The initialization of the elements allocated is controlled by the Allocator template argument, if you need it customized, customize it. But remember that this can get easily wind-up in the realm of dirty hacking, so use with caution. For instance, here is a pretty dirty solution. It will avoid the initialization, but it most probably will be worse in performance, but for demonstration's sake (as people have said this is impossible!... impossible is not in a C++ programmer's vocabulary!):
template <typename T>
class switch_init_allocator : public std::allocator< T > {
private:
bool* should_init;
public:
template <typename U>
struct rebind {
typedef switch_init_allocator<U> other;
};
//provide the required no-throw constructors / destructors:
switch_init_allocator(bool* aShouldInit = NULL) throw() : std::allocator<T>(), should_init(aShouldInit) { };
switch_init_allocator(const switch_init_allocator<T>& rhs) throw() : std::allocator<T>(rhs), should_init(rhs.should_init) { };
template <typename U>
switch_init_allocator(const switch_init_allocator<U>& rhs, bool* aShouldInit = NULL) throw() : std::allocator<T>(rhs), should_init(aShouldInit) { };
~switch_init_allocator() throw() { };
//import the required typedefs:
typedef typename std::allocator<T>::value_type value_type;
typedef typename std::allocator<T>::pointer pointer;
typedef typename std::allocator<T>::reference reference;
typedef typename std::allocator<T>::const_pointer const_pointer;
typedef typename std::allocator<T>::const_reference const_reference;
typedef typename std::allocator<T>::size_type size_type;
typedef typename std::allocator<T>::difference_type difference_type;
//redefine the construct function (hiding the base-class version):
void construct( pointer p, const_reference cr) {
if((should_init) && (*should_init))
new ((void*)p) T ( cr );
//else, do nothing.
};
};
template <typename T>
class my_vector : public std::vector<T, switch_init_allocator<T> > {
public:
typedef std::vector<T, switch_init_allocator<T> > base_type;
typedef switch_init_allocator<T> allocator_type;
typedef std::vector<T, allocator_type > vector_type;
typedef typename base_type::size_type size_type;
private:
bool switch_flag; //the order here is very important!!
vector_type vec;
public:
my_vector(size_type aCount) : switch_flag(false), vec(aCount, allocator_type(&switch_flag)) { };
//... and the rest of this wrapper class...

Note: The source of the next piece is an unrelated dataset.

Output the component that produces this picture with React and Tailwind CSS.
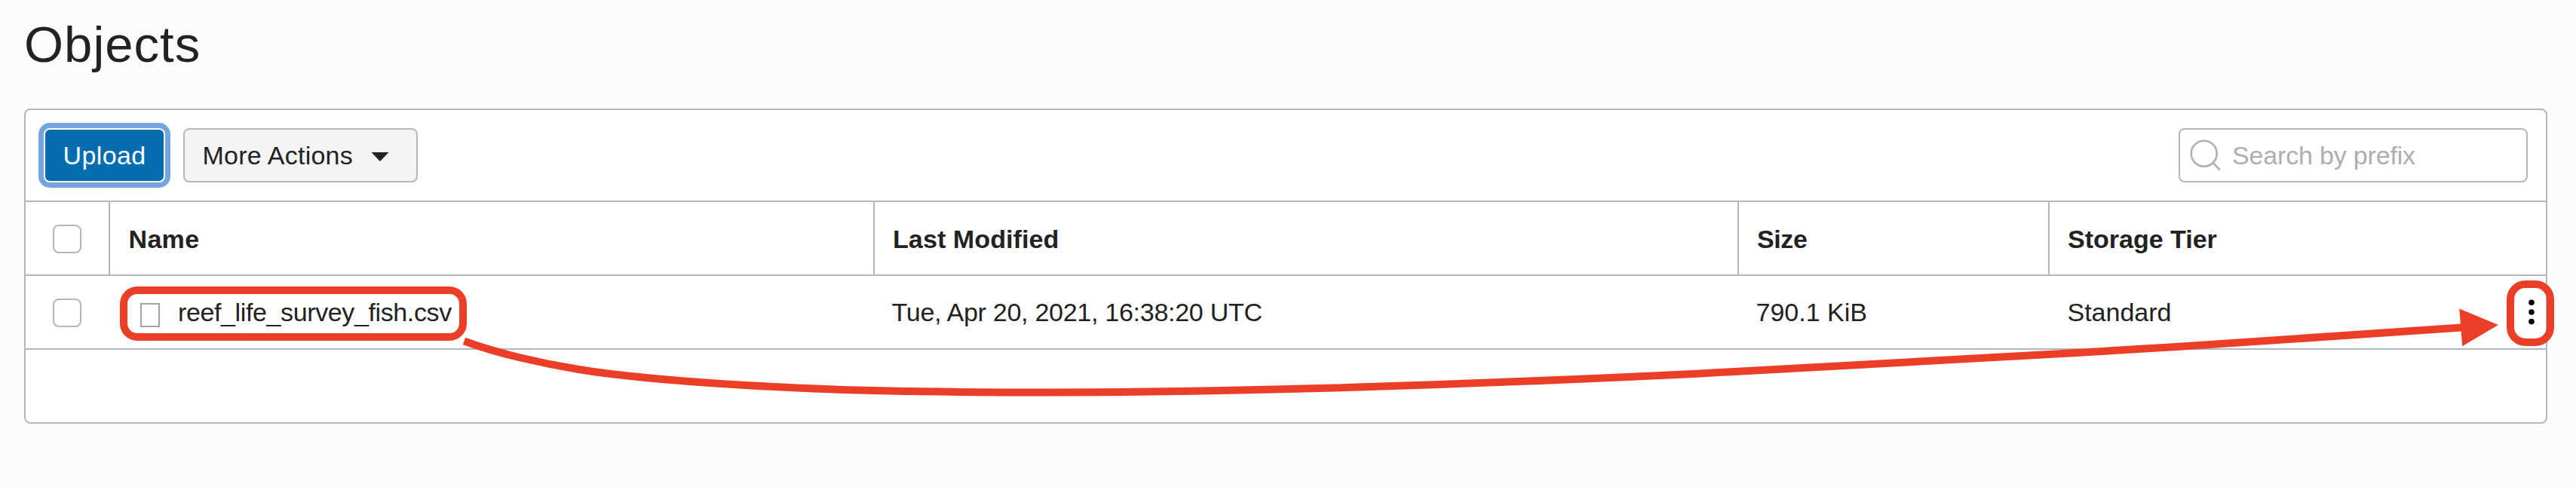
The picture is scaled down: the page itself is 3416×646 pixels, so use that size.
const COLS = "grid grid-cols-[112px_1014px_1146px_412px_1fr]";

function Checkbox() {
  return <span className="mt-0.5 block h-[38px] w-[38px] rounded-lg border-2 border-[#b1b8c2] bg-white" />;
}

function HeaderCell({ children, className = "" }) {
  return (
    <div className={`flex items-center border-[#b1b8c2] pt-[2px] text-[34px] leading-none font-bold ${className}`}>
      {children}
    </div>
  );
}

// Hand-drawn style callout: a curve from the file name to its row menu.
function Annotation() {
  return (
    <svg
      className="pointer-events-none absolute top-0 left-0"
      width="3416"
      height="646"
      viewBox="0 0 3416 646"
      fill="none"
      stroke="#ea3f26"
      strokeWidth="10"
    >
      <rect x="164" y="385" width="450" height="62" rx="18" />
      <rect x="3329" y="377" width="53" height="77" rx="20" />
      <path d="M615.5 452.5 C640.3 461.5 665.2 468.6 690 474.5 C730 483.9 770 491.2 810 496 C906.7 507.6 1003.3 512.6 1100 516.3 C1196.7 520 1293.3 520.4 1390 520.4 C1493.3 520.4 1596.7 518.8 1700 516.3 C1883.3 511.9 2066.7 504.5 2250 495.7 C2463.3 485.5 2676.7 472.9 2890 459.7 C3015 452 3140 443.3 3264 434.5" />
      <path d="M3261.3 409.5 L3313 431 L3265.2 459.2 Z" fill="#ea3f26" stroke="none" />
    </svg>
  );
}

export default function App() {
  return (
    <div className="relative h-[646px] w-[3416px] overflow-hidden bg-[#fcfcfc] px-8 font-['Liberation_Sans',Arial,sans-serif] text-[34px] leading-none text-[#222222]">
      <div className="flex h-[144px] items-start pt-[19px]">
        <h1 className="text-[67px] leading-[80px] tracking-[1px]">Objects</h1>
      </div>

      <section className="flex h-[418px] w-[3346px] flex-col rounded-lg border-2 border-[#b1b8c2] bg-white">
        <div className="flex h-[120px] shrink-0 items-start justify-between pt-6 pr-6 pl-6">
          <div className="flex gap-6">
            <button className="flex h-[72px] w-[161px] items-center justify-center rounded-lg border-2 border-white bg-[#026daf] tracking-[0.38px] text-white ring-[7px] ring-[#74a5e0]">
              Upload
            </button>
            <button className="flex h-[72px] w-[311px] items-center rounded-lg border-2 border-[#b1b8c2] bg-[#f4f4f4] pl-[23.5px]">
              <span className="tracking-[0.25px]">More Actions</span>
              <svg className="mt-[3px] ml-[24px]" width="24" height="12" viewBox="0 0 24 12" fill="#222222">
                <path d="M0.5 0 H23.5 L12 12 Z" />
              </svg>
            </button>
          </div>
          <div className="flex h-[72px] w-[463px] items-center rounded-lg border-2 border-[#b1b8c2] bg-white pl-[13px]">
            <svg width="42" height="42" viewBox="0 0 42 42" fill="none" stroke="#b0b0b0" strokeWidth="2.6">
              <circle cx="18.7" cy="18.7" r="17" />
              <path d="M30.5 31 L40 40.5" />
            </svg>
            <input
              className="ml-[14px] w-[380px] bg-transparent tracking-[-0.17px] outline-none placeholder:text-[#aeaeae] placeholder:opacity-100"
              placeholder="Search by prefix"
            />
          </div>
        </div>

        <div className={`${COLS} h-[100px] shrink-0 border-y-2 border-[#b1b8c2]`}>
          <div className="flex items-center border-r-2 border-[#b1b8c2] pl-9">
            <Checkbox />
          </div>
          <HeaderCell className="border-r-2 pl-[24.5px] tracking-[0.33px]">Name</HeaderCell>
          <HeaderCell className="border-r-2 pl-6 tracking-[0.1px]">Last Modified</HeaderCell>
          <HeaderCell className="border-r-2 pl-6 tracking-[-0.4px]">Size</HeaderCell>
          <HeaderCell className="pl-6">Storage Tier</HeaderCell>
        </div>

        <div className={`${COLS} h-[98px] shrink-0 border-b-2 border-[#b1b8c2]`}>
          <div className="flex items-center pl-9">
            <Checkbox />
          </div>
          <div className="flex items-center pl-10">
            <span className="mt-2 block h-8 w-[26px] border-2 border-[#a3a3a3]" />
            <span className="ml-[24px] tracking-[-0.38px]">reef_life_survey_fish.csv</span>
          </div>
          <div className="flex items-center pl-[22.5px] tracking-[-0.27px]">Tue, Apr 20, 2021, 16:38:20 UTC</div>
          <div className="flex items-center pl-[22.5px]">790.1 KiB</div>
          <div className="flex items-center justify-between pr-[15px] pl-[23.5px]">
            <span>Standard</span>
            <svg width="8" height="34" viewBox="0 0 8 34" fill="#000000">
              <circle cx="4" cy="4.3" r="3.8" />
              <circle cx="4" cy="17" r="3.8" />
              <circle cx="4" cy="29.6" r="3.8" />
            </svg>
          </div>
        </div>
      </section>

      <Annotation />
    </div>
  );
}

vector_type& get_vector() { return vec; };
const vector_type& get_vector() const { return vec; };
void set_switch(bool value) { switch_flag = value; };
};
class xyz{};
int main(){
my_vector<xyz> v(1024); //this won't initialize the memory at all.
v.set_switch(true); //set back to true to turn initialization back on (needed for resizing and such)
}
Of course, the above is awkward and not recommended, and certainly won't be any better than actually letting the memory get filled with copies of the first element (especially since the use of this flag-checking will impede on each element-construction). But it is an avenue to explore when looking to optimize the allocation and initialization of elements in an STL container, so I wanted to show it. The point is that the only place you can inject code that will stop the std::vector container from calling the copy-constructor to initialize your elements is in the construct function of the vector's allocator object.
Also, you could do away with the "switch" and simply do a "no-init-allocator", but then, you also turn off copy-construction which is needed to copy the data during resizing (which would make this vector class much less useful).